How does Yitang Zhang use Cauchy's inequality and Theorem 2 to obtain the error term coming from the $S_2$ sum
That also puzzled me first, but I think it is ok. By Cauchy-Schwarz,
$$ \mathcal E_i \leq \left(\sum_{ d < D^2, d | \mathcal P }\sum_{ c \in \mathcal C_i ( d ) } \tau_3^2(d) \rho_2^2(d) | \Delta( \theta,d,c) |\right)^{1/2}\left(\sum_{ d < D^2 , d | \mathcal P } \sum_{ c \in \mathcal C_i(d) } | \Delta (\theta,d,c)|\right)^{1/2}.$$
In the first parenthesis, $| \Delta( \theta,d,c) |\ll x\mathcal{L}/d$ by trivial estimation (for $d < x$), hence the first parenthesis is $\ll x\mathcal{L}^B$ for some fixed $B>0$. The second parenthesis, on the other hand, is $\ll x\mathcal{L}^{-A}$ for any $A>0$. Combining these, $\mathcal E_i \ll x\mathcal{L}^{-C} $ for any $C>0$, and this is sufficient.
P.S. The first display on page 5 requires a small correction: $\mathcal{E}$ should be multiplied by $\mathcal{L}^{2k_0+2l_0}$, because $\lambda(n)^2$ in (2.2) is not bounded (cf. (9.7) in [6]). Of course this does not affect the main argument.
The argument is OK (in fact it appears already -- probably as sketchily -- in Goldston, Pintz, Yildirim and certainly many other papers involving the Selberg sieve for instance. The point is to use Cauchy-Schwarz with the square root of the modulus of the error term $\Delta$, and one uses a trivial bound on the error term (it could be of size $D(\log D)^{A}$ for some $A$) in one factor, and Theorem 2 in the second: in other words, one writes
$\sum_d f(d) |\Delta(d)|\leq (\sum_d f(d)^2|\Delta(d)|)^{1/2} (\sum_d |\Delta(d)|)^{1/2}.$
After a conversation with Prof. Terry Tao, he told me to use weighted C-S or split the sum, However, I realized that this can be done by splitting the sum and using the trivial bound, and without appealing to C-S at all.

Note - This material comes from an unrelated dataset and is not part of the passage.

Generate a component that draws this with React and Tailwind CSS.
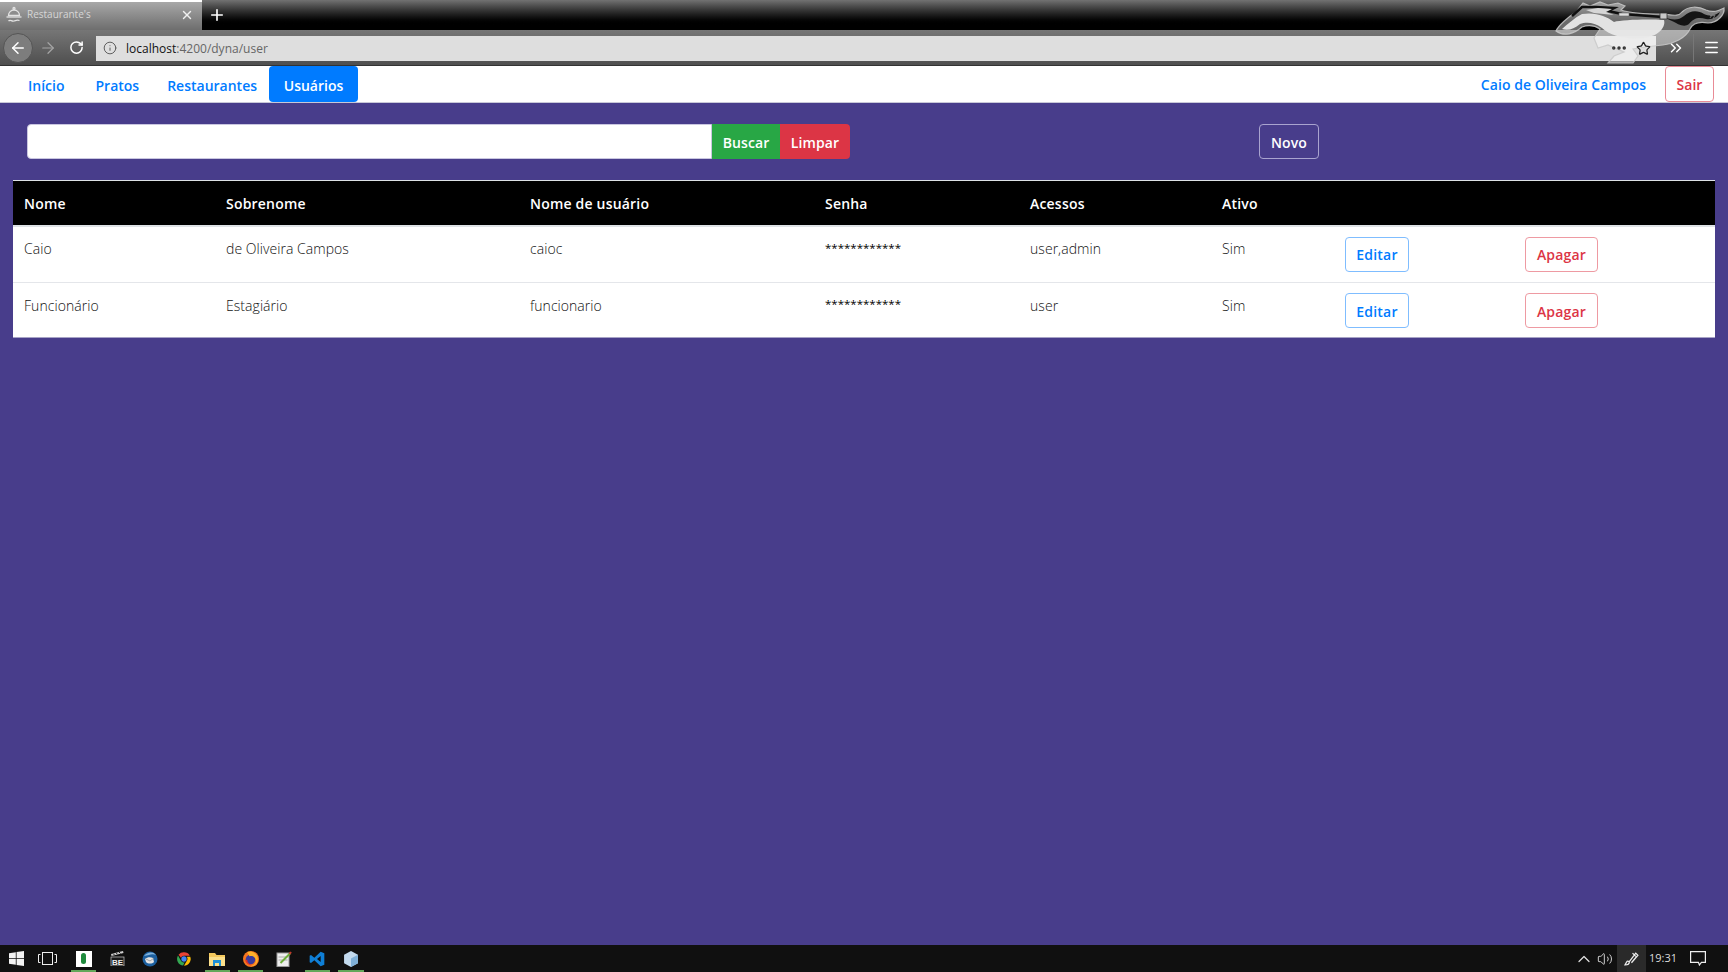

First sum is $$\sum_{f(d) < L^B} f(d) |\Delta(d)|\ll_A xL^BL^{-A}$$
Second sum is the remaining ones $$\sum_{f(d)>L^B} f(d) |\Delta(d)|\ll\sum_d \frac{f(d)^2}{L^B} \frac{xL}{d}\ll\frac{xL^C}{L^B}$$ for some absolute constant $C$.
Then choose $B>C$, and $A>B$.